Getting there and away
You can easily reach Cesis by bus or by train from Riga. Ask at the tourist information in Riga, where they have both schedules, and then compare. The trip takes about two hours one-way. Going by train is a bit faster, but trains go less often. When we visited, we took the bus because coming by train would have meant either getting up insanely early or arriving very late. But we took the train on our way back, which was a bit faster, a bit cheaper and a bit more comfortable than the bus.
In Riga, buses leave from the central bus station and trains from the central train station, just north of the bus terminal. In Cesis, buses leave from in front of the train station.
Cesis is so small you can easily get around on foot. From the train station, it takes about 10 minutes of walking to reach the castle. Once you’re there, the Old Town is close by. Everything is compact enough that it’ll never take you more than a few minutes to get from one place to another.
When to go
You can visit Cesis all year round. As we mentioned, we came here in winter and we had a wonderful time. Nevertheless, the best time is probably summer, when all attractions, restaurants and cafes are open and you can go hiking in the nearby Gaujas National Park. The downside to visiting in summer is that you’ll see far more tourists than we did. We only ran into one other couple while we walked through the Medieval Castle!
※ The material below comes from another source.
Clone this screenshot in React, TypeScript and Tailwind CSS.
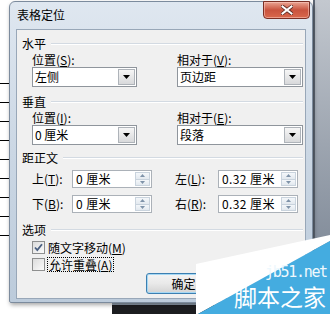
import React from 'react';

function Key({ k }: { k: string }) {
    return (
        <>
            (<span className="underline underline-offset-1">{k}</span>)
        </>
    );
}

function Group({ title, className }: { title: string; className: string }) {
    return (
        <div className={`flex h-[14px] items-center pl-[5px] pr-[2px] leading-[14px] ${className}`}>
            <span>{title}</span>
            <span className="ml-[5px] h-[2px] flex-1 border-t border-b border-t-[#d3dae2] border-b-white" />
        </div>
    );
}

function Combo({ value, width }: { value: string; width: string }) {
    return (
        <div className={`flex h-[20px] items-stretch border border-[#8f959c] bg-white ${width}`}>
            <span className="flex-1 pl-[2px] leading-[18px]">{value}</span>
            <span className="m-px flex w-[17px] items-center justify-center border border-[#aeb3b9] bg-gradient-to-b from-[#f6f6f6] to-[#d8d9db]">
                <svg width="7" height="4" viewBox="0 0 7 4">
                    <path d="M0 0h7L3.5 4z" fill="#000" />
                </svg>
            </span>
        </div>
    );
}

function Spin({ value }: { value: string }) {
    return (
        <div className="flex h-[18px] w-[80px] border border-[#abb1b8] bg-white">
            <span className="flex-1 pl-[3px] leading-[16px] tracking-[0.4px]">{value}</span>
            <span className="my-px mr-px flex w-[15px] flex-col">
                <span className="flex flex-1 items-center justify-center border border-[#c9d3dd] bg-gradient-to-b from-[#f4f7fa] to-[#e3e9ef]">
                    <svg width="5" height="3" viewBox="0 0 5 3">
                        <path d="M0 3h5L2.5 0z" fill="#7f93a9" />
                    </svg>
                </span>
                <span className="flex flex-1 items-center justify-center border border-t-0 border-[#c9d3dd] bg-gradient-to-b from-[#f4f7fa] to-[#e3e9ef]">
                    <svg width="5" height="3" viewBox="0 0 5 3">
                        <path d="M0 0h5L2.5 3z" fill="#7f93a9" />
                    </svg>
                </span>
            </span>
        </div>
    );
}

function Check({ checked }: { checked: boolean }) {
    return (
        <span className="flex h-[13px] w-[13px] items-center justify-center border border-[#8e8f8f] bg-gradient-to-br from-[#dcdcdc] to-[#fbfbfb]">
            {checked && (
                <svg width="9" height="9" viewBox="0 0 9 9">
                    <path d="M1 4.5l2.3 2.6L8 1.2" fill="none" stroke="#4a5f80" strokeWidth="1.8" />
                </svg>
            )}
        </span>
    );
}

export default function App() {
    const docLines = [0, 1, 2, 3, 4, 5, 6, 7, 8];

    return (
        <div className="relative h-[314px] w-[330px] overflow-hidden bg-white font-['Noto_Sans_CJK_SC','Noto_Sans',sans-serif] text-[12px] text-black">
            {/* document behind the dialog */}
            <div className="flex w-[9px] flex-col pt-[83px]">
                {docLines.map((i) => (
                    <div key={i} className="mb-[18px] h-px bg-black" />
                ))}
            </div>

            <div className="absolute right-0 top-0 h-[303px] w-[17px] border-l-2 border-[#5d6673] bg-gradient-to-b from-[#c3c8cf] to-[#75808f]" />
            <div className="absolute bottom-0 left-[112px] right-0 h-[11px] border-t-2 border-[#8d9bab] bg-[#1c1d20]" />

            {/* dialog window */}
            <div className="absolute left-[9px] top-[1px] h-[302px] w-[304px] rounded-t-[6px] rounded-b-[2px] border border-[#7c8b9d] bg-gradient-to-b from-[#dfe7f0] via-[#cbd7e4] to-[#bccbdb] shadow-[1px_2px_4px_rgba(0,0,0,0.35)]">
                <div className="h-[27px] pl-[7px] pt-[6px] leading-[14px]">表格定位</div>

                <div className="absolute right-[2px] top-[-1px] flex h-[18px] w-[47px] items-center justify-center rounded-b-[4px] border border-[#7b2f24] bg-gradient-to-b from-[#e9a493] via-[#c9533e] to-[#d9684c] shadow-[inset_0_0_0_1px_rgba(255,210,200,0.5)]">
                    <svg width="12" height="10" viewBox="0 0 12 10">
                        <path d="M1.5 1.5l9 7M10.5 1.5l-9 7" stroke="#5a2a22" strokeWidth="3.6" strokeLinecap="square" />
                        <path d="M1.5 1.5l9 7M10.5 1.5l-9 7" stroke="#fff" strokeWidth="2" strokeLinecap="square" />
                    </svg>
                </div>

                <div className="mx-[6px] h-[270px] border border-[#98a7b8] bg-[#f0f0f0]">
                    <Group title="水平" className="mt-[7px]" />
                    <div className="mt-[2px] flex h-[14px] pl-[15px] leading-[14px]">
                        <div className="w-[145px]">
                            位置<Key k="S" />:
                        </div>
                        <div>
                            相对于<Key k="V" />:
                        </div>
                    </div>
                    <div className="flex pl-[15px]">
                        <div className="w-[145px]">
                            <Combo value="左侧" width="w-[105px]" />
                        </div>
                        <Combo value="页边距" width="w-[126px]" />
                    </div>

                    <Group title="垂直" className="mt-[8px]" />
                    <div className="mt-[2px] flex h-[14px] pl-[15px] leading-[14px]">
                        <div className="w-[145px]">
                            位置<Key k="I" />:
                        </div>
                        <div>
                            相对于<Key k="E" />:
                        </div>
                    </div>
                    <div className="flex pl-[15px]">
                        <div className="w-[145px]">
                            <Combo value="0 厘米" width="w-[105px]" />
                        </div>
                        <Combo value="段落" width="w-[126px]" />
                    </div>

                    <Group title="距正文" className="mt-[6px]" />
                    <div className="mt-[5px] flex items-center pl-[15px]">
                        <div className="flex w-[143px] items-center">
                            <span className="w-[40px] leading-[14px]">
                                上<Key k="T" />:
                            </span>
                            <Spin value="0 厘米" />
                        </div>
                        <span className="w-[43px] leading-[14px]">
                            左<Key k="L" />:
                        </span>
                        <Spin value="0.32 厘米" />
                    </div>
                    <div className="mt-[7px] flex items-center pl-[15px]">
                        <div className="flex w-[143px] items-center">
                            <span className="w-[40px] leading-[14px]">
                                下<Key k="B" />:
                            </span>
                            <Spin value="0 厘米" />
                        </div>
                        <span className="w-[43px] leading-[14px]">
                            右<Key k="R" />:
                        </span>
                        <Spin value="0.32 厘米" />
                    </div>

                    <Group title="选项" className="mt-[10px]" />
                    <div className="mt-[4px] flex h-[13px] items-center pl-[15px]">
                        <Check checked />
                        <span className="ml-[3px] leading-[13px]">
                            随文字移动<Key k="M" />
                        </span>
                    </div>
                    <div className="mt-[4px] flex h-[13px] items-center pl-[15px]">
                        <Check checked={false} />
                        <span className="ml-[2px] border border-dotted border-black px-px leading-[13px]">
                            允许重叠<Key k="A" />
                        </span>
                    </div>

                    <div className="mt-[2px] flex pl-[129px]">
                        <div className="flex h-[21px] w-[75px] items-center justify-center rounded-[3px] border border-[#3c7fb1] bg-gradient-to-b from-[#f4f4f4] via-[#e9e9e9] to-[#d3d3d3] shadow-[inset_0_0_0_1px_#a6d8f4]">
                            确定
                        </div>
                    </div>
                </div>
            </div>

            {/* watermark */}
            <svg className="pointer-events-none absolute left-0 top-0" width="330" height="314" viewBox="0 0 330 314">
                <polygon points="196,264 330,235 330,241 198,314 196,314" fill="#fff" />
                <polygon points="198,314 330,241 330,314" fill="#44ace0" />
            </svg>
            <div className="pointer-events-none absolute left-[265px] top-[265px] font-['DejaVu_Sans_Mono',monospace] text-[15px] leading-[15px] tracking-[-1.3px] text-[#eef8fd]">
                jb51.net
            </div>
            <div className="pointer-events-none absolute left-[234px] top-[285px] text-[23px] leading-[23px] text-white">
                脚本之家
            </div>
        </div>
    );
}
If you want the best of both worlds, aim for spring or autumn, when the weather is decent and you won’t run into as many tourists.
There you have it, a selection of nine things to do in Cesis. If you come in summer, you should look into visiting the Gauja National Park. Ask at the tourist information in Cesis to find out about the many walks and hikes in the area. They have great maps that will help you explore.
From Cesis or Riga, you can easily travel on to Estonia. We recommend you start in Tartu, a cute university town with lots of things to do and explore.